Históricamente ha habido acampes en el marco de protestas sociales, los cuales se efectuaban principalmente en plazas o parques, sin ánimo de interrumpir la libre circulación. Tal es el caso de la recordada “carpa blanca” de los docentes, instalada durante más de dos años frente al Congreso Nacional, a fines de la década del ‘90, para reclamar un aumento en los recursos destinados a la educación.
Si bien son casos aislados, hoy persiste ese modo de acampe prolongado en espacios verdes, como por ejemplo el de los veteranos movilizados durante la Guerra de Malvinas, quienes acaban de cumplir seis años asentados en la Plaza de Mayo.
Sin embargo, el tipo de acampe que últimamente se ha popularizado es de menor duración pero mucho mayor impacto, ya que tiene como principal objetivo la obstrucción total de vías públicas durante lapsos que van desde unas pocas horas hasta varios días. Inclusive, hay acampes que llegan a extenderse durante semanas.
Los actores que más recurren a esta metodología son las organizaciones sociales, aunque también ha sido incorporada por otros sectores; como ser los grupos de aborígenes, ambientalistas y de derechos humanos. Por lo general, los manifestantes premeditan el asentamiento en arterias que son vitales para la circulación. Arriban al lugar con carpas, alimentos, bebidas y un grado de logística muy aceitado.
El trasfondo de la irrupción de los acampes en la vía pública es la pérdida de efectividad de los piquetes de corta duración. A raíz de su extensión y masificación -favorecida por la inacción de las autoridades estatales-, la ciudadanía ha ido aprendiendo a convivir con los bloqueos durante lapsos breves. Al mismo tiempo, los medios de comunicación tienden a centrar su cobertura sólo en los cortes prolongados que afectan rutas, autopistas o avenidas principales.
Las organizaciones sociales y otros grupos conflictivos han tomado debida nota de ello, advirtiendo que para concitar atención mediática y de las autoridades destinatarias del reclamo se hace cada vez más necesario extender los piquetes en el tiempo y, a su vez, realizarlos exclusivamente en puntos neurálgicos de tránsito.

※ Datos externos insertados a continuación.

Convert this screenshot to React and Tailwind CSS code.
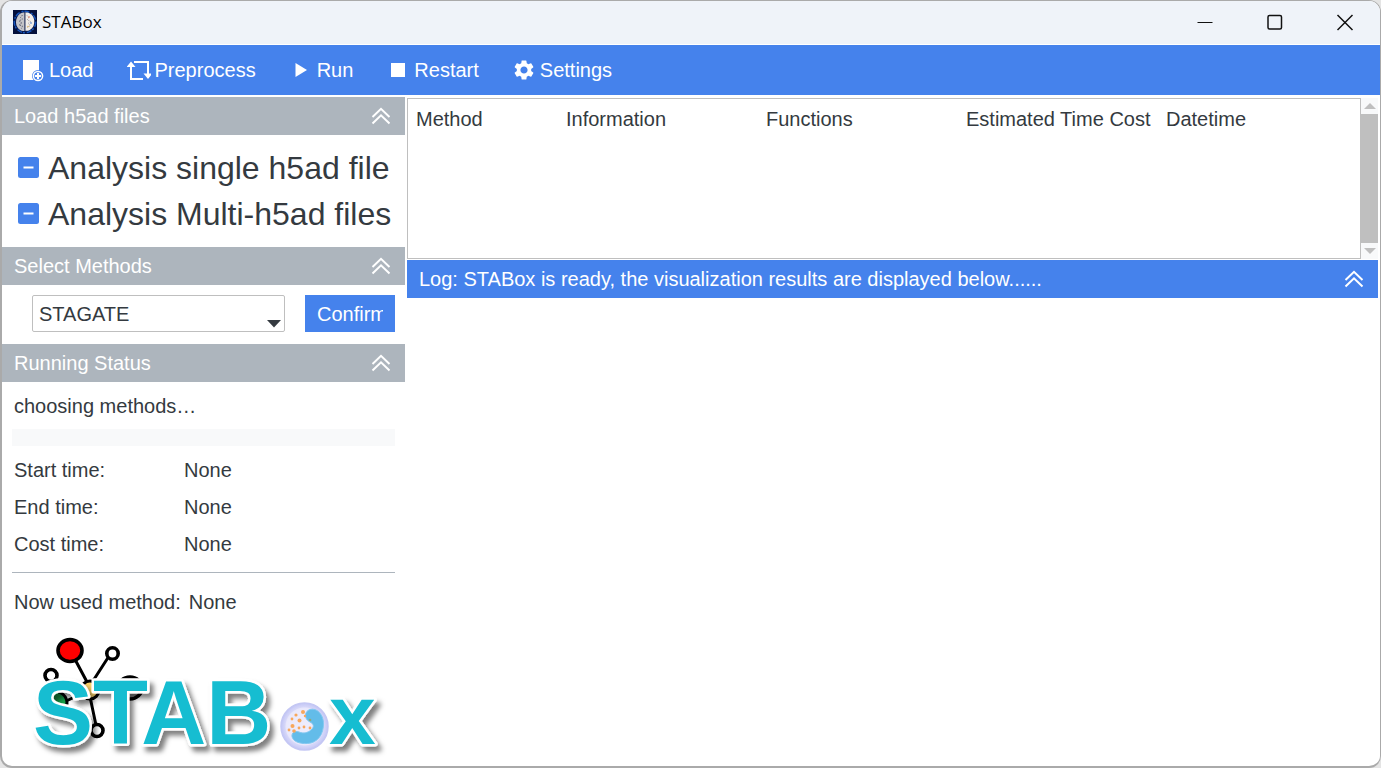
import { useState } from "react";
import { MdSettings } from "react-icons/md";

function AppIcon() {
  return (
    <svg className="size-6" viewBox="0 0 24 24" aria-hidden="true">
      <rect width="24" height="24" fill="#04103c" />
      <circle cx="12" cy="12" r="10.8" fill="#071a52" stroke="#1656bf" strokeWidth="1.400" strokeDasharray="5 2 2 1" />
      <path d="M11.500 2.600C8 2 5.400 4.600 4.200 7.200 2.400 10.400 2.600 14.800 4.600 17.400c1.600 2.600 4.400 4.200 6.900 3.400z" fill="#c4c4c8" />
      <path d="M12.300 2.600c3.700-.8 7.100 1.800 8.300 5.200 1.400 3.600.8 7.800-1.600 10.400-1.900 2-4.500 3-6.700 2.400z" fill="#f1ede9" />
      <path d="M9.500 5l-2 2.500 2 1.500-3.500 2 3 2-3 2 3.500 1-1 2.500" fill="none" stroke="#66677a" strokeWidth="1" strokeDasharray="1.500 1" />
      <path d="M14 5.500l2 2.500-2 2 4 1.500-3 2 2.500 2-3 2" fill="none" stroke="#8c8794" strokeWidth=".9" strokeDasharray="1 1.500" />
      <path d="M11.900 3v17" stroke="#4a5070" strokeWidth=".7" />
      <circle cx="16" cy="7" r=".8" fill="#df6c4a" />
      <circle cx="18" cy="13" r=".8" fill="#3b74c9" />
      <circle cx="15" cy="16.500" r=".7" fill="#d7a23f" />
    </svg>
  );
}

function LoadIcon() {
  return (
    <svg className="size-6" viewBox="0 0 24 24" aria-hidden="true">
      <path d="M2 2h16v20H2z" fill="#fff" />
      <circle cx="17" cy="18" r="6" fill="#4582ec" />
      <circle cx="17" cy="18" r="4.600" fill="#4582ec" stroke="#fff" strokeWidth="1.500" />
      <path d="M17 15v6M14 18h6" stroke="#fff" strokeWidth="2" />
    </svg>
  );
}

function PreprocessIcon() {
  return (
    <svg className="size-6" viewBox="0 0 24 24" aria-hidden="true">
      <path d="M4 6v15h12M7 4h14v14" fill="none" stroke="#fff" strokeWidth="2" />
      <path d="M-.5 9L4 3.500 8.500 9zM16.500 15.500L21 21l4.500-5.500z" fill="#fff" />
    </svg>
  );
}

function RunIcon() {
  return (
    <svg className="size-6" viewBox="0 0 24 24" aria-hidden="true">
      <path d="M6.500 5v14L18 12z" fill="#fff" />
    </svg>
  );
}

function StopIcon() {
  return (
    <svg className="size-6" viewBox="0 0 24 24" aria-hidden="true">
      <path d="M5 5h14v14H5z" fill="#fff" />
    </svg>
  );
}

function Chevrons({ flipped }) {
  return (
    <svg className={flipped ? "size-5 rotate-180" : "size-5"} viewBox="0 0 20 20" fill="none" stroke="#fff" strokeWidth="2" aria-hidden="true">
      <path d="M1.500 11L10 2.800l8.500 8.200M1.500 17.500L10 9.300l8.500 8.200" />
    </svg>
  );
}

function PanelHeader({ title, tone, open, onToggle }) {
  return (
    <div className={`flex h-[38px] items-center justify-between pl-3 pr-3.5 text-white ${tone}`}>
      <h2>{title}</h2>
      <button type="button" aria-label={`Toggle ${title}`} aria-expanded={open} onClick={onToggle}>
        <Chevrons flipped={!open} />
      </button>
    </div>
  );
}

function Panel({ title, tone = "bg-[#adb5bd]", children }) {
  const [open, setOpen] = useState(true);
  return (
    <section>
      <PanelHeader title={title} tone={tone} open={open} onToggle={() => setOpen(!open)} />
      {open && children}
    </section>
  );
}

function TreeItem({ label }) {
  return (
    <li>
      <button type="button" className="flex h-[46px] items-center gap-2 text-[32px] whitespace-nowrap">
        <svg className="size-[22px]" viewBox="0 0 22 22" aria-hidden="true">
          <rect width="21" height="21" rx="2.500" fill="#4582ec" />
          <path d="M5.500 10.500h10" stroke="#fff" strokeWidth="1.800" />
        </svg>
        {label}
      </button>
    </li>
  );
}

function Logo() {
  return (
    <svg className="h-[132px] w-[380px]" viewBox="0 0 380 132" role="img" aria-label="STABox">
      <defs>
        <filter id="shade" x="-10%" y="-10%" width="120%" height="130%">
          <feDropShadow dx="4" dy="5" stdDeviation="2.500" floodColor="#000" floodOpacity=".5" />
        </filter>
        <radialGradient id="cell">
          <stop offset="0" stopColor="#eceafc" />
          <stop offset=".72" stopColor="#e2e2fb" />
          <stop offset="1" stopColor="#c3c6f5" />
        </radialGradient>
      </defs>
      <g stroke="#000" strokeWidth="3" fill="#fff">
        <path d="M58 20L75 52M99 23L79 54M77 62L85 100M77 60L48 74" />
        <ellipse cx="58" cy="20.500" rx="12" ry="11" fill="#f00" strokeWidth="3.600" />
        <circle cx="100.500" cy="23.500" r="5.700" strokeWidth="3.600" />
        <circle cx="39" cy="45.500" r="6" strokeWidth="3.600" />
        <circle cx="85" cy="100.500" r="6" strokeWidth="3.600" />
        <ellipse cx="118" cy="58" rx="12" ry="11" fill="#999" strokeWidth="3.600" />
        <ellipse cx="42" cy="73" rx="13" ry="12" fill="#16a34a" />
        <circle cx="78" cy="60" r="9" fill="#fcd36c" />
      </g>
      <g fontFamily="'Liberation Sans', Arial, sans-serif" fontWeight="700" fill="#17bdd1" stroke="#fff" strokeWidth="5" strokeLinejoin="round" paintOrder="stroke" filter="url(#shade)">
        <text x="21" y="114" fontSize="90">STAB</text>
        <text x="317" y="114" fontSize="84">x</text>
      </g>
      <circle cx="292.500" cy="96.500" r="23.500" fill="url(#cell)" stroke="#c4c7f4" strokeWidth="1.500" />
      <circle cx="292.500" cy="96.500" r="19" fill="#f0effd" opacity=".6" />
      <path d="M298 79.500c7-2 13 5 13.500 13 .5 12-6 20.500-16 21-8 .5-14.500-2-15.500-7-.5-4 3-6 7-4.500 5 2 9 .5 12-2 3.500-3 3-6-1-8-3-1.500-4.500-3.500-4.500-6.500 0-3 1.500-5 4.500-6z" fill="#63bce9" stroke="#83c8f1" strokeWidth="1" />
      <g fill="#f8a75c">
        <circle cx="291" cy="82" r="2" />
        <circle cx="284" cy="85" r="1.600" />
        <circle cx="280" cy="89" r="1.400" />
        <circle cx="287.500" cy="90.500" r="2" />
        <circle cx="293" cy="86" r="1.200" />
        <circle cx="280.500" cy="96" r="2" />
        <circle cx="287" cy="98" r="1.400" />
        <circle cx="292" cy="97" r="1.400" />
        <circle cx="298" cy="98" r="1.400" />
        <circle cx="277" cy="100" r="1.400" />
        <circle cx="282" cy="101" r="1.800" />
        <circle cx="298" cy="90" r="1.300" fill="#91a77c" />
      </g>
    </svg>
  );
}

const tools = [
  { label: "Load", icon: <LoadIcon /> },
  { label: "Preprocess", icon: <PreprocessIcon /> },
  { label: "Run", icon: <RunIcon /> },
  { label: "Restart", icon: <StopIcon /> },
  { label: "Settings", icon: <MdSettings className="size-6" /> },
];

const times = ["Start time:", "End time:", "Cost time:"];

export default function App() {
  return (
    <div className="min-h-screen bg-[#e4e4e4]">
      <div className="flex min-h-screen flex-col overflow-hidden rounded-xl border border-l-2 border-b-2 border-[#aaa] bg-white font-['Liberation_Sans',Arial,sans-serif] text-xl text-[#343a40]">
        <header className="flex h-[43px] shrink-0 items-center justify-between bg-[#eff3f9] pb-0.5 pl-[11px] pr-[25px]">
          <div className="flex items-center gap-[5px]">
            <AppIcon />
            <h1 className="font-['Open_Sans','Noto_Sans',sans-serif] text-[17px] text-black">STABox</h1>
          </div>
          <div className="flex items-center gap-[50px]">
            <button type="button" aria-label="Minimize">
              <svg className="size-5" viewBox="0 0 20 20" stroke="#111" strokeWidth="1.200"><path d="M2.500 10.500h15" /></svg>
            </button>
            <button type="button" aria-label="Maximize">
              <svg className="size-5" viewBox="0 0 20 20" fill="none" stroke="#111" strokeWidth="1.500"><rect x="3" y="3.500" width="13.500" height="13.500" rx="1.500" /></svg>
            </button>
            <button type="button" aria-label="Close">
              <svg className="size-5" viewBox="0 0 20 20" stroke="#111" strokeWidth="1.500"><path d="M2.500 3l15 15M17.500 3l-15 15" /></svg>
            </button>
          </div>
        </header>

        <nav className="mt-px flex h-[50px] shrink-0 items-center gap-[33px] bg-[#4582ec] pl-[19px] text-white">
          {tools.map((tool) => (
            <button key={tool.label} type="button" className="flex items-center gap-1">
              {tool.icon}
              {tool.label}
            </button>
          ))}
        </nav>

        <div className="flex grow gap-0.5 pt-0.5 pr-0.5">
          <aside className="w-[403px] shrink-0">
            <Panel title="Load h5ad files">
              <ul className="px-4 py-2.5">
                <TreeItem label="Analysis single h5ad file" />
                <TreeItem label="Analysis Multi-h5ad files" />
              </ul>
            </Panel>

            <Panel title="Select Methods">
              <div className="flex gap-5 pt-2.5 pr-2.5 pb-3 pl-[30px]">
                <div className="relative grow">
                  <select aria-label="Method" className="h-[37px] w-full appearance-none rounded-xs border border-[#bfbfbf] bg-white px-1.5">
                    <option>STAGATE</option>
                  </select>
                  <svg className="pointer-events-none absolute right-1 bottom-1 h-2 w-3.5" viewBox="0 0 14 8" aria-hidden="true">
                    <path d="M0 0h14L7 7.500z" fill="#343a40" />
                  </svg>
                </div>
                <button type="button" className="flex h-[37px] w-[90px] items-center bg-[#4582ec] px-3 text-white">
                  <span className="overflow-hidden">Confirm</span>
                </button>
              </div>
            </Panel>

            <Panel title="Running Status">
              <div className="px-2.5 pt-2.5">
                <p className="px-0.5">choosing methods…</p>
                <div role="progressbar" aria-label="Progress" aria-valuenow={0} className="mt-[9px] mb-1.5 h-[17px] bg-[#f8f9fa]" />
                <dl className="grid grid-cols-[170px_1fr] px-0.5 leading-[37px]">
                  {times.map((label) => (
                    <div key={label} className="contents">
                      <dt>{label}</dt>
                      <dd>None</dd>
                    </div>
                  ))}
                </dl>
                <hr className="mt-[9px] border-[#adb5bd]" />
                <p className="mt-[15px] flex gap-2 px-0.5"><span>Now used method:</span><span>None</span></p>
              </div>
              <div className="mt-3.5 pl-2.5">
                <Logo />
              </div>
            </Panel>
          </aside>

          <main className="min-w-0 grow">
            <div className="mt-px mb-px flex h-[161px]">
              <div className="min-w-0 grow overflow-hidden border border-[#bfbfbf]">
                <table className="w-full table-fixed">
                  <thead>
                    <tr className="h-10 text-left whitespace-nowrap">
                      <th className="w-[150px] pl-2 font-normal">Method</th>
                      <th className="w-[200px] pl-2 font-normal">Information</th>
                      <th className="w-[200px] pl-2 font-normal">Functions</th>
                      <th className="w-[200px] pl-2 font-normal">Estimated Time Cost</th>
                      <th className="pl-2 font-normal">Datetime</th>
                    </tr>
                  </thead>
                  <tbody />
                </table>
              </div>
              <div className="flex w-[17px] shrink-0 flex-col bg-[#f8f9fa]">
                <button type="button" aria-label="Scroll up" className="flex h-4 items-center justify-center">
                  <svg className="h-1.5 w-3" viewBox="0 0 12 6"><path d="M0 6l6-6 6 6z" fill="#bfbfbf" /></svg>
                </button>
                <div className="grow bg-[#bfbfbf]" />
                <button type="button" aria-label="Scroll down" className="flex h-4 items-center justify-center">
                  <svg className="h-1.5 w-3" viewBox="0 0 12 6"><path d="M0 0l6 6 6-6z" fill="#bfbfbf" /></svg>
                </button>
              </div>
            </div>
            <Panel title="Log: STABox is ready, the visualization results are displayed below......" tone="bg-[#4582ec]" />
          </main>
        </div>
      </div>
    </div>
  );
}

La Capital Federal es el distrito que más sufre los acampes, principalmente por parte de organizaciones sociales que se trasladan desde el conurbano bonaerense. En el interior del país se observa una dinámica similar, siendo las rutas nacionales y provinciales las vías de circulación más afectadas por los acampes.
También en pos de lograr mayor impacto político y mediático, la mayoría de los piquetes y acampes ya no se preanuncian. Por lo general, son sorpresivos y organizados en varios puntos en simultáneo, buscando deliberadamente sitiar barrios y, en muchos casos, ciudades enteras. En ese sentido, son cada vez más habituales las acciones coordinadas de grupos piqueteros para bloquear la totalidad de los accesos a la Capital Federal.
En síntesis, el acampe se presenta en nuestro país como una preocupante nueva cara de la “cultura del piquete”. Habiéndose naturalizado el hábito social de cortar vías públicas para protestar, algunos actores han comenzando a asumir la necesidad de prologar los piquetes en el tiempo, básicamente para potenciar su capacidad de presión.
De cara al futuro, quedan planteados dos interrogantes acuciantes. El primero: ¿hasta qué punto pueden sostenerse, por un lado, la pasividad de las autoridades estatales y, por otro, la tolerancia de la ciudadanía frente a la expansión de la cultura del piquete? Y, segundo: ¿Qué nuevas metodologías de protesta nocivas para la vida democrática pueden surgir cuando los acampes pierdan su efectividad o simplemente pasen de moda?